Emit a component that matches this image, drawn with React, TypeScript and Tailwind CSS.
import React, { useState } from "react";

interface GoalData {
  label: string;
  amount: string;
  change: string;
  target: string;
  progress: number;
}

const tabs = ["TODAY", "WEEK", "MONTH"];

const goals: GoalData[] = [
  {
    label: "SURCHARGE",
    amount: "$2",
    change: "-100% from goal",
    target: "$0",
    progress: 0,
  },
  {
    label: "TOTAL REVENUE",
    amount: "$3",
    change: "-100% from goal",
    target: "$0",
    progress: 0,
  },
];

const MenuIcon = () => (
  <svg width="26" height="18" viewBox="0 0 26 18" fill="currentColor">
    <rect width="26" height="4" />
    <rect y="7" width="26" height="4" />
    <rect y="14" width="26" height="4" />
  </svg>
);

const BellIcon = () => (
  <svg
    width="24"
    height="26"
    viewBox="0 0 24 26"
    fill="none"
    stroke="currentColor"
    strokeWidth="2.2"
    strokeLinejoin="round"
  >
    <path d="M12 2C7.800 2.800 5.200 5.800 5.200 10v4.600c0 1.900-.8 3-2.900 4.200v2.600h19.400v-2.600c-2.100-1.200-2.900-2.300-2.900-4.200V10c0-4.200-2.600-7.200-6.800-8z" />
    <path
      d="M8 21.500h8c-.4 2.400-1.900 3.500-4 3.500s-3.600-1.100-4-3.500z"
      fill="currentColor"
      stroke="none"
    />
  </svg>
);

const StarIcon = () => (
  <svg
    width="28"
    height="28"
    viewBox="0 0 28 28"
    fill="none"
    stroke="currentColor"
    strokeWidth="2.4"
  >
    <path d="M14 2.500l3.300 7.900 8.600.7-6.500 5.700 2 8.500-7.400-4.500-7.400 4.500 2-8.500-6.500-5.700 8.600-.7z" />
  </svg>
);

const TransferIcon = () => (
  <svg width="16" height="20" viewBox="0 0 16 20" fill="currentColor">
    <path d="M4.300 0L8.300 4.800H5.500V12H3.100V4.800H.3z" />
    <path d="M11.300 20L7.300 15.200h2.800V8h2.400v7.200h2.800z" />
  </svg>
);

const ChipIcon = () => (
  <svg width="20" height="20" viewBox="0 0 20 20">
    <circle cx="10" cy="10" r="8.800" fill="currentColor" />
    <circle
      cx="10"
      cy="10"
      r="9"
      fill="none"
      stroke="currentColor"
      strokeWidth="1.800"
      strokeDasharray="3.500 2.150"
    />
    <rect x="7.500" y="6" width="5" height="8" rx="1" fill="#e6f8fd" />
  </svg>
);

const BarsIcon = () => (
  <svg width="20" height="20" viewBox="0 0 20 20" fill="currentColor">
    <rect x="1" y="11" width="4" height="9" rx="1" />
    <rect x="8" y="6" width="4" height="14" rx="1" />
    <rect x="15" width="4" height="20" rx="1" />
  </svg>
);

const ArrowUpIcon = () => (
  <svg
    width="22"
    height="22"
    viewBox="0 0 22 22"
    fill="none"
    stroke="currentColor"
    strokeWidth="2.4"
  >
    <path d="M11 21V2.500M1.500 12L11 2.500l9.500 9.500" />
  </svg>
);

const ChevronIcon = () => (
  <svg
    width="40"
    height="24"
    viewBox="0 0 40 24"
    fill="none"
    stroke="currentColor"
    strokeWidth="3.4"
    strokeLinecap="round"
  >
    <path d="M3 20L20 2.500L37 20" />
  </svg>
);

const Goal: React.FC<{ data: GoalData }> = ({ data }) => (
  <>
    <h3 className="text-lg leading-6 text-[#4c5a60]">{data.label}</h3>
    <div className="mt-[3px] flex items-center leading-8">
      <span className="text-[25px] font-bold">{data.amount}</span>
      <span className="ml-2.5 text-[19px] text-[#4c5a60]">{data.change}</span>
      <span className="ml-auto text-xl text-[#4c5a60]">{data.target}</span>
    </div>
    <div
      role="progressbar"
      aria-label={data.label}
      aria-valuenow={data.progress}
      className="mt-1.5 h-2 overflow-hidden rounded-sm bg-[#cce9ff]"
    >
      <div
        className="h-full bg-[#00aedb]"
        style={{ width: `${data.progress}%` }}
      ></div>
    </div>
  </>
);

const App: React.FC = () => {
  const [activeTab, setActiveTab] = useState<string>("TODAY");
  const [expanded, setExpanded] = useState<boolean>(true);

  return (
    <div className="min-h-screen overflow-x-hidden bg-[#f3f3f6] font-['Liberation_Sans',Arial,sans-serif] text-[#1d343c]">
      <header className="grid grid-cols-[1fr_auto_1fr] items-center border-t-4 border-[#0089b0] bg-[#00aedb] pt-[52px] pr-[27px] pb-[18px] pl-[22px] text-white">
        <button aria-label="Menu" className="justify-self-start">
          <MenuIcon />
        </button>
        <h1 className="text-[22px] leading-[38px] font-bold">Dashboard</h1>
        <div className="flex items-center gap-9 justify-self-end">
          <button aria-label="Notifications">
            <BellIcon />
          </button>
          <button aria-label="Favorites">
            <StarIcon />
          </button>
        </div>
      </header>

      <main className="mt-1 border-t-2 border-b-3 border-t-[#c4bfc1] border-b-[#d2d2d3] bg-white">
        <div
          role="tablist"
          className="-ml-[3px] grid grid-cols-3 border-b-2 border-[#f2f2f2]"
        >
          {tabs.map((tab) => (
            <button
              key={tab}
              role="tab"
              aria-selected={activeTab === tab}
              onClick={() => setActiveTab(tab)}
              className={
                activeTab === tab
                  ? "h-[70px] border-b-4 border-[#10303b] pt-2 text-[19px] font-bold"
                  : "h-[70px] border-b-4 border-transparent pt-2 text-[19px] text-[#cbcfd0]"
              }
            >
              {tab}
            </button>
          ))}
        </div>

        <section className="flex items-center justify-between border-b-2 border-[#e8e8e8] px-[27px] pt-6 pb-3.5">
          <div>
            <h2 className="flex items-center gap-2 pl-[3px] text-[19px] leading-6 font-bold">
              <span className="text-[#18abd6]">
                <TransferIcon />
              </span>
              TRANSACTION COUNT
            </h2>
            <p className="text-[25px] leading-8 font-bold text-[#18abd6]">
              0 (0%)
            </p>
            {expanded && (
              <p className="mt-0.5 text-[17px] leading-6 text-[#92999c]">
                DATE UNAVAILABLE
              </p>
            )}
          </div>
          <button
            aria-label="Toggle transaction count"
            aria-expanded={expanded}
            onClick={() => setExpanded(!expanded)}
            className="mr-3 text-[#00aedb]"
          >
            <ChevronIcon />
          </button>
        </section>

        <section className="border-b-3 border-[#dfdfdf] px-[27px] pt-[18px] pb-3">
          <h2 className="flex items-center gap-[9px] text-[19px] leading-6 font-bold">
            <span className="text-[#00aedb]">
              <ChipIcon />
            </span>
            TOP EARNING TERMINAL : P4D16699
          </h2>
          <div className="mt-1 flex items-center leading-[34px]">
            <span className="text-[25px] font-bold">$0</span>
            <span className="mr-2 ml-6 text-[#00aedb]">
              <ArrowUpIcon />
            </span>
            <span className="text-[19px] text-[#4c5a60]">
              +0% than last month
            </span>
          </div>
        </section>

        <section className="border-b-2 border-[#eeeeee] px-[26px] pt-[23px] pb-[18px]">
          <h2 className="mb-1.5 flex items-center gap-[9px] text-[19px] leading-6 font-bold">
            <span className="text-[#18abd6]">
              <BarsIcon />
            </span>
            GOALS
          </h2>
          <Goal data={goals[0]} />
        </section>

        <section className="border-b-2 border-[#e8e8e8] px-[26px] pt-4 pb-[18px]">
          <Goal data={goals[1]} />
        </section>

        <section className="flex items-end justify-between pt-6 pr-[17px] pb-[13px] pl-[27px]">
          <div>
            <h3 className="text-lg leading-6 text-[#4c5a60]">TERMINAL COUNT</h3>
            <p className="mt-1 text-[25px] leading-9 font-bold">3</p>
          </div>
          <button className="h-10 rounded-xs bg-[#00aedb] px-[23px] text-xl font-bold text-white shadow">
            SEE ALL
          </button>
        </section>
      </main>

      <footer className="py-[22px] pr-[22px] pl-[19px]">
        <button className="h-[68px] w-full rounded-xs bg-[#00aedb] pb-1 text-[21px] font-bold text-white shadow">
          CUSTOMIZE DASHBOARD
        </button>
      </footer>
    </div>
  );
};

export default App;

==

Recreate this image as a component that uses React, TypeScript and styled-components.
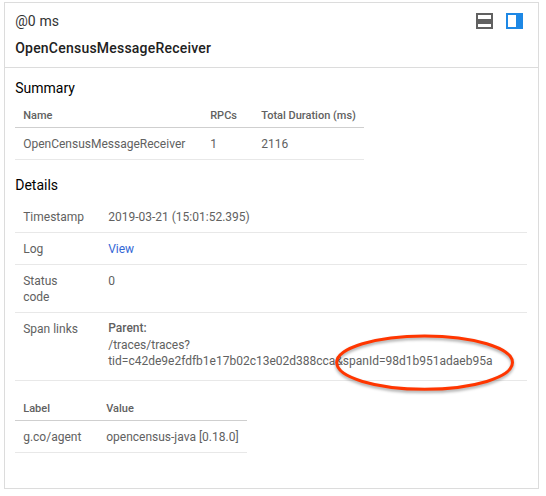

→ THE REQUEST
Work through the records line by line and tally those holding "TypeScript". Reply with the number alone.

→ WORKED ANSWER
2